DEV Community

Calum
Calum

Posted on • Originally published at revisepdf.com

Compressing Scanned Documents: Special Considerations

Compressing Scanned Documents: Special Considerations

Scanned documents present unique challenges when it comes to PDF compression. Unlike PDFs created directly from digital sources, scanned documents are essentially images of physical pages, which typically results in much larger file sizes.
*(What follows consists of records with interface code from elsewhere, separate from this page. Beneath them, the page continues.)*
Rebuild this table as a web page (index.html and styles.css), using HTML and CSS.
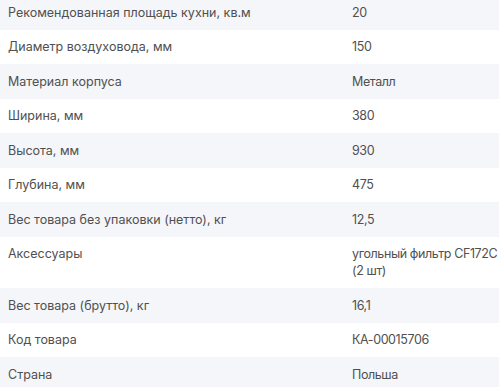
FILE: index.html
```html
<!DOCTYPE html>
<html lang="ru">
<head>
<meta charset="utf-8">
<link rel="stylesheet" href="styles.css">
</head>
<body>
<div class="specs">
  <div class="row"><div class="label">Рекомендованная площадь кухни, кв.м</div><div class="value">20</div></div>
  <div class="row"><div class="label">Диаметр воздуховода, мм</div><div class="value">150</div></div>
  <div class="row"><div class="label">Материал корпуса</div><div class="value">Металл</div></div>
  <div class="row"><div class="label">Ширина, мм</div><div class="value">380</div></div>
  <div class="row"><div class="label">Высота, мм</div><div class="value">930</div></div>
  <div class="row"><div class="label">Глубина, мм</div><div class="value">475</div></div>
  <div class="row"><div class="label">Вес товара без упаковки (нетто), кг</div><div class="value">12,5</div></div>
  <div class="row"><div class="label">Аксессуары</div><div class="value">угольный фильтр CF172C (2 шт)</div></div>
  <div class="row"><div class="label">Вес товара (брутто), кг</div><div class="value">16,1</div></div>
  <div class="row"><div class="label">Код товара</div><div class="value">КА-00015706</div></div>
  <div class="row"><div class="label">Страна</div><div class="value">Польша</div></div>
</div>
</body>
</html>
```
FILE: styles.css
```css
html, body {
  margin: 0;
  padding: 0;
  background: #ffffff;
}
body {
  font-family: Inter, "Noto Sans", sans-serif;
  font-size: 12.5px;
  color: #505050;
  overflow: hidden;
}
.specs {
  margin-top: -5px;
  display: flex;
  flex-direction: column;
}
.row {
  display: grid;
  grid-template-columns: 352px 1fr;
  padding: 8.75px 0;
  line-height: 17px;
}
.row:nth-child(odd) {
  background: #f5f6fa;
}
.label {
  padding-left: 8px;
}
.value {
  letter-spacing: -0.4px;
}
```
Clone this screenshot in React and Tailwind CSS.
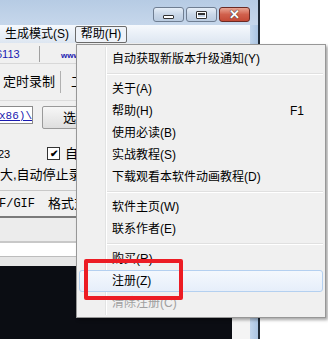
const CJK = "font-['Liberation_Sans','Noto_Sans_CJK_SC',sans-serif]";

const WinButton = ({ red, children }) => (
  <div
    className={
      "flex h-[15px] w-[31px] items-center justify-center rounded-[3px] border " +
      (red
        ? "border-[#6b2a24] bg-gradient-to-b from-[#e8a493] via-[#d0604c] to-[#c44a36]"
        : "border-[#6f7e92] bg-gradient-to-b from-[#e6eef8] via-[#c9d7e8] to-[#b9cbe0]")
    }
  >
    {children}
  </div>
);

const Item = ({ label, right, disabled, active }) => (
  <div
    className={
      "mx-[2px] flex h-[22px] items-center pl-[32px] pr-[18px] text-[12px] " +
      (active
        ? "rounded-[3px] border border-[#b4d0f0] bg-gradient-to-b from-[#f4f8fd] to-[#e6eefa] "
        : "border border-transparent ") +
      (disabled ? "text-[#a0a0a0]" : "text-black")
    }
  >
    <span className="flex-1">{label}</span>
    {right && <span>{right}</span>}
  </div>
);

const Sep = () => (
  <div className="flex h-[8px] flex-col justify-center pl-[30px] pr-[2px]">
    <div className="h-px bg-[#e0e0e0]" />
    <div className="h-px bg-white" />
  </div>
);

export default function App() {
  return (
    <div className={"relative flex h-[339px] w-[328px] overflow-hidden bg-white " + CJK}>
      {/* app window */}
      <div className="flex h-full w-[260px] flex-col border-r-2 border-[#1f2a36]">
        <div className="flex h-[25px] shrink-0 items-start justify-end gap-[2px] bg-gradient-to-b from-[#b6cbe4] to-[#c6d7eb] pr-[8px] pt-[7px]">
          <WinButton>
            <div className="mt-[4px] h-[4px] w-[11px] rounded-[1px] border border-[#333] bg-white" />
          </WinButton>
          <WinButton>
            <div className="h-[8px] w-[11px] rounded-[1px] border border-[#333] bg-white p-[1px]">
              <div className="h-full w-full border-t-2 border-[#333] bg-[#c9d7e8]" />
            </div>
          </WinButton>
          <WinButton red>
            <span className="text-[13px] font-bold leading-none text-white [text-shadow:0_0_1px_#333,0_0_1px_#333]">
              ✕
            </span>
          </WinButton>
        </div>

        <div className="flex min-h-0 flex-1">
          <div className="flex w-[250px] flex-col bg-[#f0f0f0]">
            {/* menu bar */}
            <div className="flex h-[18px] items-center gap-[6px] bg-gradient-to-b from-[#f6f9fd] to-[#dde6f1] text-[12px] text-black">
              <span className="pl-[5px]">生成模式(S)</span>
              <span className="flex h-[17px] w-[52px] items-center justify-center rounded-[2px] border border-[#6b6b6b] bg-[#eef2f8]">
                帮助(H)
              </span>
            </div>

            {/* row: numbers */}
            <div className="flex h-[21px] items-end border-b border-[#d8d8d8] pb-[1px] text-[11px] text-[#1a1ab0]">
              <span className="w-[43px] -ml-[4px] font-['Liberation_Sans',sans-serif]">6113</span>
              <div className="h-[16px] w-px bg-[#a0a0a0]" />
              <span className="ml-[21px] text-[8px] font-bold">www</span>
            </div>

            {/* toolbar */}
            <div className="flex h-[36px] items-center text-[13px] text-black">
              <span className="w-[60px] pl-[3px]">定时录制</span>
              <div className="h-[22px] w-px bg-[#b0b0b0]" />
              <span className="ml-[10px]">工</span>
            </div>

            {/* path */}
            <div className="flex h-[42px] items-start gap-[9px] border-t border-[#dcdcdc] pt-[5px]">
              <div className="flex h-[18px] w-[33px] items-end overflow-hidden border border-l-0 border-[#8a8a8a] bg-white">
                <span className="-ml-[1px] font-['Liberation_Mono',monospace] text-[11px] leading-[14px] text-[#1a1ab0] underline">
                  x86)\
                </span>
              </div>
              <div className="flex h-[23px] w-[60px] items-center rounded-[2px] border border-[#9a9a9a] bg-gradient-to-b from-[#f7f7f7] to-[#dedede] pl-[20px] text-[13px]">
                选择
              </div>
            </div>

            {/* options */}
            <div className="flex h-[48px] flex-col justify-end pb-[6px] text-[13px] text-black">
              <div className="flex items-center">
                <span className="w-[49px] text-[11px] -ml-[2px] font-['Liberation_Sans',sans-serif]">23</span>
                <div className="flex h-[13px] w-[13px] items-center justify-center border border-[#333] bg-white text-[10px] font-bold leading-none">
                  ✔
                </div>
                <span className="ml-[5px]">自动</span>
              </div>
              <span className="mt-[1px] whitespace-nowrap">大,自动停止录制</span>
            </div>

            {/* format */}
            <div className="flex h-[28px] items-center gap-[13px] whitespace-nowrap border-t border-[#c8c8c8] border-b-2 border-b-[#7a7a7a] text-[13px] text-black">
              <span className="-ml-[1px] font-['Liberation_Mono',monospace] text-[12px]">F/GIF</span>
              <span>格式支持</span>
            </div>

            <div className="h-[25px] border-b-2 border-[#c8c8c8] bg-[#ececec]" />
            <div className="h-[14px] border-b border-[#bdbdbd] bg-white" />
            <div className="h-[9px] bg-[#e6e6e6]" />

            {/* capture area */}
            <div className="flex flex-1">
              <div className="w-[232px] bg-[#0b0d13]" />
              <div className="flex-1 bg-[#f4f4f4]" />
            </div>
          </div>
          <div className="w-[8px] bg-gradient-to-r from-[#c2d6ec] to-[#aac4e2]" />
        </div>
      </div>
      <div className="flex-1 bg-white" />

      {/* dropdown menu */}
      <div className="absolute left-[76px] top-[44px] w-[250px] border border-[#979797] bg-[#f0f0f0] py-[3px] shadow-[2px_2px_3px_rgba(0,0,0,0.35)]">
        <div className="absolute bottom-[2px] left-[28px] top-[2px] w-px bg-[#e2e3e3]" />
        <div className="absolute bottom-[2px] left-[29px] top-[2px] w-px bg-white" />
        <div className="relative">
          <Item label="自动获取新版本升级通知(Y)" />
          <Sep />
          <Item label="关于(A)" />
          <Item label="帮助(H)" right="F1" />
          <Item label="使用必读(B)" />
          <Item label="实战教程(S)" />
          <Item label="下载观看本软件动画教程(D)" />
          <Sep />
          <Item label="软件主页(W)" />
          <Item label="联系作者(E)" />
          <Sep />
          <Item label="购买(R)" />
          <Item label="注册(Z)" active />
          <Item label="清除注册(C)" disabled />
        </div>
      </div>

      {/* red highlight box */}
      <div className="absolute left-[84px] top-[259px] h-[41px] w-[99px] rounded-[2px] border-4 border-[#ec1c24]" />
    </div>
  );
}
A single page scanned at 300 DPI can easily exceed 2MB, meaning a 50-page document could become an unwieldy 100MB file—too large for email attachments and slow to load or download.

This comprehensive guide explores specialized techniques for compressing scanned documents effectively while maintaining readability and usability.

Understanding Scanned Document Characteristics

Before diving into compression techniques, it's important to understand what makes scanned documents different from other PDFs:

Image-Based Content

Scanned documents are fundamentally different from digitally created PDFs:

  • Digital PDFs: Contain actual text, vector graphics, and embedded images
  • Scanned PDFs: Consist entirely of raster images (one image per page)

This image-based nature means standard PDF compression techniques that target text and vector elements are less effective.

Common Scanning Issues That Affect Compression

Several scanning characteristics impact how well documents can be compressed:

Resolution Variations

Scanning resolution significantly affects file size:

  • 200 DPI: Minimally acceptable for text (smaller files)
  • 300 DPI: Standard for good text clarity (balanced)
  • 600 DPI: High quality for detailed content (larger files)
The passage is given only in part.